With Milo, the morning sickness was cruel. I remember throwing up an average of fifteen times a day for several weeks. I couldn’t eat. I was dehydrated. I felt so weak that even holding a book in my hands made me shaky.
If you’re one of those people who “loves being pregnant” don’t tell me because I might punch you in the face. No, I’m kidding…but seriously, don’t tell me.
I recognize that I am so, so lucky to have gotten pregnant when so many, including some very close to me, struggle with infertility. But I’m not exaggerating when I say there were days I thought I might literally die.
On top of the morning sickness, I got a really bad infection early on in my pregnancy.

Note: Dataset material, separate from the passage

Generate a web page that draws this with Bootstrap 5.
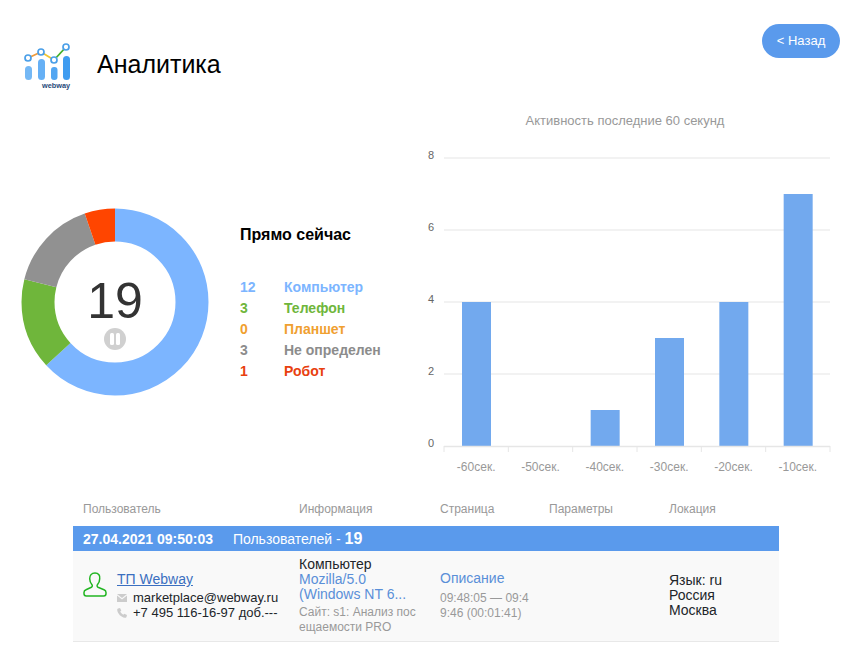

My doctor prescribed an antibiotic, but it seemed to do more harm than good. He concluded that I’d had an allergic reaction to it, and I went in for an emergency visit.
I wasn’t expecting to do an ultrasound that day, but my doctor figured What the heck?! I was there already and my first scheduled ultrasound was only a week away anyway. Before the ultrasound, he looked at me and said, “You know, they’ve conducted studies about ultrasounds and morning sickness. Women who see their baby for the first time have reported a significant decrease in nausea in the days that follow.”
I was beyond excited to see my baby, but I felt cynical about that “fact.”
When I saw those wiggling limbs and that tiny profile shot on the monitor, I melted. Motherhood became real to me then. There really was something in there—someone—and that little person was mine.
I’ll never forget how I felt that day. That image of my baby literally showed me that there was a grand purpose to all of my suffering. The end result of a long 40 weeks would be human life!
I left that doctor’s appointment with a renewed sense of optimism. I immediately hung the sonogram on my fridge, and it served as a tangible reminder that all the puking and fatigue and discomfort would be worth it. It was like a blueprint of a future joy.
And guess what? My doctor was right. I really did start to feel a little better after that first ultrasound.
Throughout my pregnancy, I’d often think about how nice it would be to have a “sonogram” so to speak for every trial we face—-some image or glimpse into the future that would shed light on our current suffering. I’d be a lot more patient and accepting of my hardships if I could just know the “why” behind the strife and how I would be blessed in the end.
But I guess that’s where faith comes in.
We’re taught that after much tribulation come the blessings. That is reassuring and hopeful.
I wonder, though, is it so outrageous to ask God for some spoilers? Am I lacking in faith if I plead for a figurative sonogram regarding my trials?
Elder Neal A. Maxwell taught, “To those who have eyes to see and ears to hear, it is clear that the Father and the Son are giving away the secrets of the universe!”
Sometimes I think we need to be content with answers like Just trust me or everything will work out in the end, but I also think there are times when it is appropriate to ask God for “eyes to see” what sacred blessings our current trials will yield.
I acted on this thought just a few months ago when I felt like misery was swallowing me up. I couldn’t understand how the trial I faced would ever work out for my good, and frankly, I thought it would destroy me.
I remember kneeling on the bathroom floor with swollen eyes, pleading for some understanding about my suffering. I boldly asked my Heavenly Father to just let me see why this trial was happening and where it would lead if I endured it well.
I felt so acutely aware that He loved me then and that a happy future was in store. That comfort eased my “spiritual nausea” the same way that my first ultrasound lessened my morning sickness.
The revelation didn’t stop there. The Spirit communicated some very clear answers after that night. God unrolled the blueprints “line upon line” until I refused to abandon my faith and trust in Him.
When we suffer so deeply and so intensely, it’s easy to feel like God has unrealistic expectations of us. But He doesn’t expect us to do it alone. Christ will take our hand and lead us from point A (the trial) to point Z (the blessing) with grace and compassion and empathy until that metaphorical sonogram becomes our reality.
I think we’d also do well to remember that the most magnificent blessings in life often come after a lot of grief and anger and frustration and waiting. They often come after much sorrow and self-pity, and tears—sometimes endless tears. But when they do come, they come gloriously.
No matter how Heavenly Father chooses to intervene or how vivid the revelation, we can embrace our Savior and know that that these words of the beloved President Monson ring true:
“The future is as bright as your faith.”